Im going to vote no they are not as effective as HT. Because SB manages to beat BD in pretty much all test while using half the die space and less power.
Perhaps if AMD knew how to design a CPU core that was as efficiant as SB maybe the whole module thing might work out better i dunno. But as of right now it seems HT is more effective both in die space(and therefor cost to produce/sell) and power use.
I think what we learned from this, as laymen, is that CMT is not an effective method of improving the performance of a core any more than hyperthreading is.
I think what we learned from this, as laymen, is that CMT is not an effective method of improving the performance of a core any more than hyperthreading is.

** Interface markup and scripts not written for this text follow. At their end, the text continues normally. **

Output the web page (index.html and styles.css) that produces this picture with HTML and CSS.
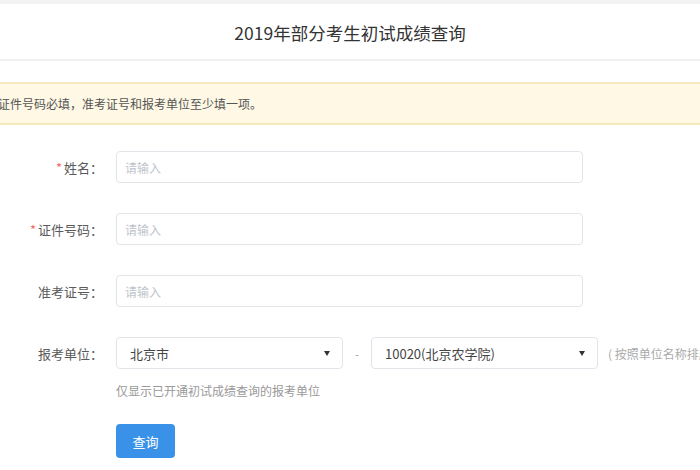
FILE: index.html
```html
<!DOCTYPE html>
<html lang="zh">
<head>
<meta charset="utf-8">
<title>2019年部分考生初试成绩查询</title>
<link rel="stylesheet" href="styles.css">
</head>
<body>
<div class="topband"></div>
<header class="header">2019年部分考生初试成绩查询</header>
<div class="alert"><span class="alert-text">姓名、证件号码必填，准考证号和报考单位至少填一项。</span></div>
<form class="form">
  <div class="row">
    <label class="label"><span class="req">*</span>姓名：</label>
    <div class="input"><span class="ph">请输入</span></div>
  </div>
  <div class="row">
    <label class="label"><span class="req">*</span>证件号码：</label>
    <div class="input"><span class="ph">请输入</span></div>
  </div>
  <div class="row">
    <label class="label">准考证号：</label>
    <div class="input"><span class="ph">请输入</span></div>
  </div>
  <div class="row row-select">
    <label class="label">报考单位：</label>
    <div class="selects">
      <div class="select"><span>北京市</span><span class="arrow"></span></div>
      <span class="dash">-</span>
      <div class="select"><span>10020(北京农学院)</span><span class="arrow"></span></div>
      <span class="note">( 按照单位名称排序 )</span>
    </div>
  </div>
  <div class="hint">仅显示已开通初试成绩查询的报考单位</div>
  <div class="actions"><button type="button" class="btn">查询</button></div>
</form>
</body>
</html>
```
FILE: styles.css
```css
html, body {
  margin: 0;
  padding: 0;
  background: #fff;
  overflow: hidden;
}
body {
  width: 700px;
  height: 470px;
  font-family: "Noto Sans CJK SC", "Liberation Sans", sans-serif;
  color: #333;
}
.topband {
  height: 4px;
  background: #f3f3f3;
}
.header {
  height: 57px;
  line-height: 57px;
  text-align: center;
  font-size: 17.5px;
  color: #333;
  border-bottom: 2px solid #f1f1f1;
  box-sizing: border-box;
}
.alert {
  margin-top: 21px;
  height: 43px;
  box-sizing: border-box;
  background: #fef8e5;
  border-top: 2px solid #f7e8bd;
  border-bottom: 2px solid #f7e8bd;
  display: flex;
  align-items: center;
  white-space: nowrap;
}
.alert-text {
  margin-left: -38px;
  font-size: 12px;
  color: #555;
}
.form {
  margin-top: 26px;
}
.row {
  display: flex;
  align-items: center;
  height: 32px;
  margin-bottom: 30px;
}
.label {
  width: 103px;
  flex: none;
  text-align: right;
  font-size: 13px;
  color: #5a5a5a;
  margin-right: 13px;
}
.req {
  color: #f56c6c;
  margin-right: 2px;
}
.input {
  width: 467px;
  height: 32px;
  box-sizing: border-box;
  border: 1px solid #e2e4ea;
  border-radius: 4px;
  display: flex;
  align-items: center;
  padding-left: 8px;
}
.ph {
  font-size: 12px;
  color: #c0c4cc;
}
.row-select {
  margin-bottom: 7px;
}
.selects {
  display: flex;
  align-items: center;
  white-space: nowrap;
}
.select {
  width: 227px;
  height: 32px;
  box-sizing: border-box;
  border: 1px solid #e2e4ea;
  border-radius: 4px;
  display: flex;
  align-items: center;
  justify-content: space-between;
  padding: 0 12px 0 13px;
  font-size: 13px;
  color: #444;
}
.arrow {
  width: 0;
  height: 0;
  border-left: 3px solid transparent;
  border-right: 3px solid transparent;
  border-top: 5px solid #333;
}
.dash {
  width: 28px;
  text-align: center;
  color: #aaa;
  font-size: 12px;
}
.note {
  margin-left: 10px;
  font-size: 12px;
  color: #aaa;
}
.hint {
  margin-left: 116px;
  font-size: 12px;
  color: #999;
  height: 30px;
  line-height: 30px;
}
.actions {
  margin-left: 116px;
  margin-top: 18px;
}
.btn {
  width: 59px;
  height: 34px;
  border: none;
  border-radius: 4px;
  background: #3a92e8;
  color: #fff;
  font-family: inherit;
  font-size: 13px;
  padding: 0;
}
```
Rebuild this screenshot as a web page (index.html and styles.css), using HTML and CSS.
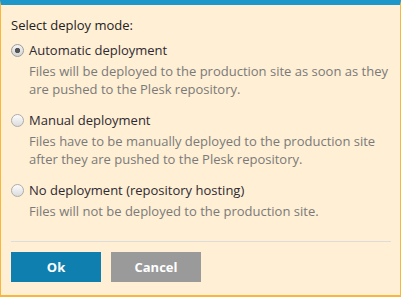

If the core (base) compute microarchitecture is weak (be it netburst/prescott or bulldozer/zambezi) then expanding the architecture in the direction of multithreading by way of CMT/SMT is essentially a fool's errand because you've merely diluted (shared resources) something that was already weak in the first place.
Making a weak core even weaker by forcing it to share resources is not going to result in stronger performance in a consistent robust manner. There will be niche apps, corner-cases, that can take advantage of it, but it hardly makes for a compelling argument that it is as good general purpose processor.
AMD said the 2nd INT core present in a module occupies only 5% of area, not a 60-70% increase.